La resurrección de 2004: tragedia, humanidad y fe perdida

Cuando en 2004 se anunció una nueva Battlestar Galactica, muchos temieron una repetición sin alma. Pero lo que nació fue otra cosa. Ronald D. Moore, con pasado en Star Trek, entendió que no debía replicar la forma, sino el espíritu. Reescribió personajes, dinámicas, dilemas. Dio a los cylons forma humana. Hizo de la fe, del genocidio, del terrorismo y la duda existencial, el centro de su propuesta. No era una serie para recordar la original: era una serie para entender el presente.

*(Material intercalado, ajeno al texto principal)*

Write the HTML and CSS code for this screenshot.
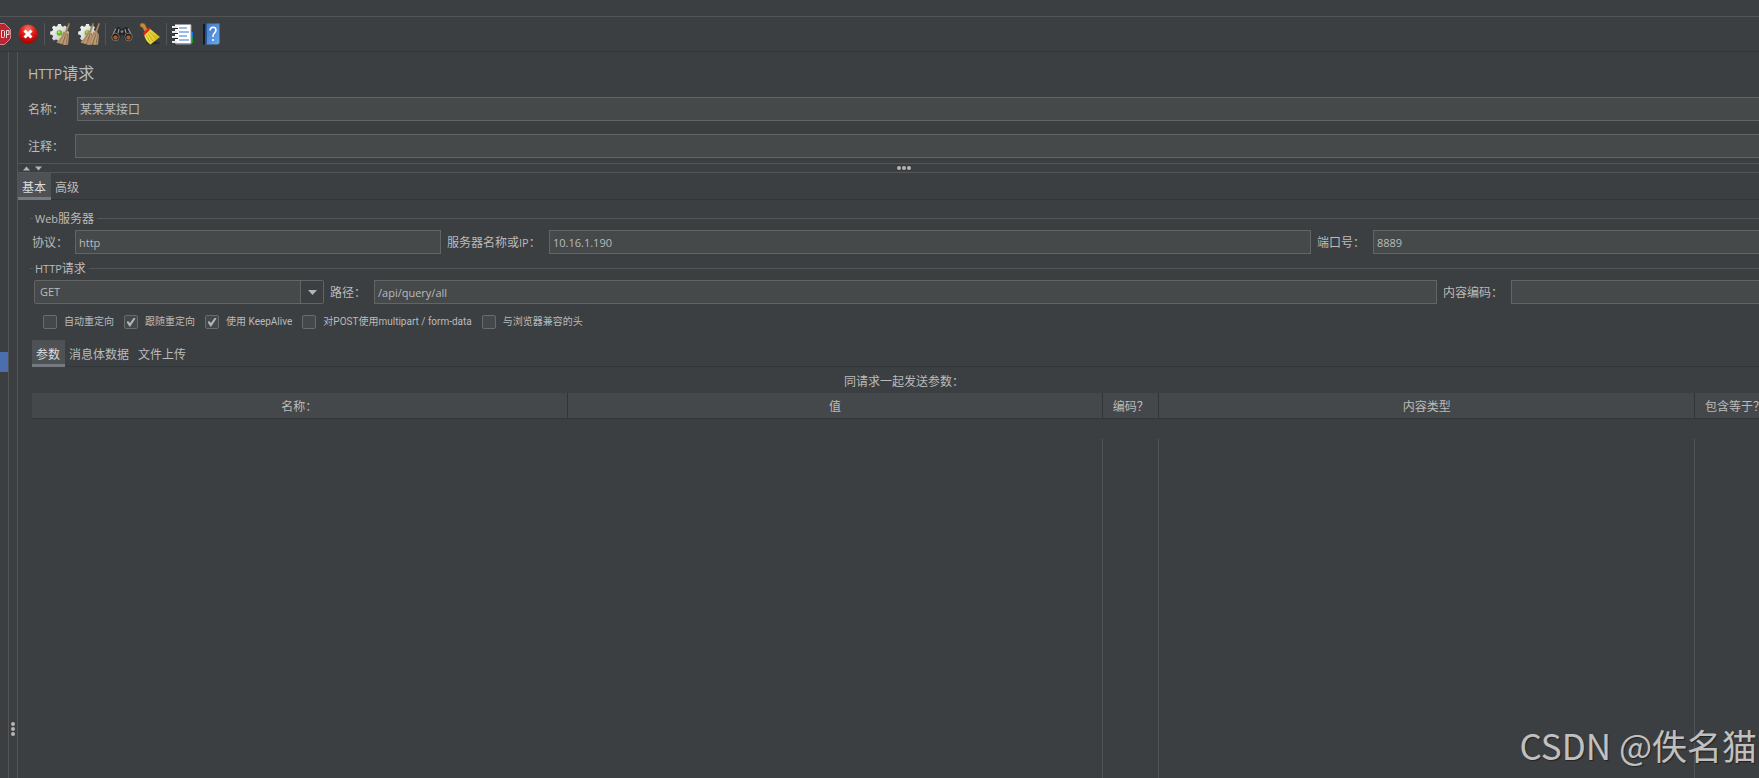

La nueva Galáctica hablaba de 2001, de Irak, de los atentados, del miedo al otro. Starbuck ya no era el galán descarado, sino una mujer atormentada. Adama, ahora Edward James Olmos, era un líder quebrado por dentro. Laura Roslin, presidenta inesperada, encarnaba la política de lo trágico. Era una serie sobre decisiones imposibles, donde no hay victoria limpia. El espacio ya no era un escape, sino un espejo brutal.

A nivel visual, la serie rompió esquemas. Cámaras en mano, efectos documentales, planos cerrados en medio del caos. El espectador ya no miraba como testigo, sino como sobreviviente. Las batallas eran confusas, como en la vida real. El ritmo era lento, meditativo. Cada silencio decía más que los discursos. Cada muerte era definitiva. El viaje no era solo físico, era un descenso interior.

Pese a que algunos fans de la serie original rechazaron la reimaginación, la crítica la elevó a obra maestra. Se habló de Shakespeare en el espacio, de tragedia griega con naves. Fue reconocida como una de las mejores series de ciencia ficción de todos los tiempos. Pero sobre todo, recuperó la idea original de Larson: que el espacio no es la frontera de lo técnico, sino el escenario del alma humana.

Y esa es la victoria secreta de Galáctica: que en cada versión, incluso en sus fracasos, sobrevivió una pregunta que nunca dejó de importar: ¿hacia dónde vamos cuando ya no hay casa?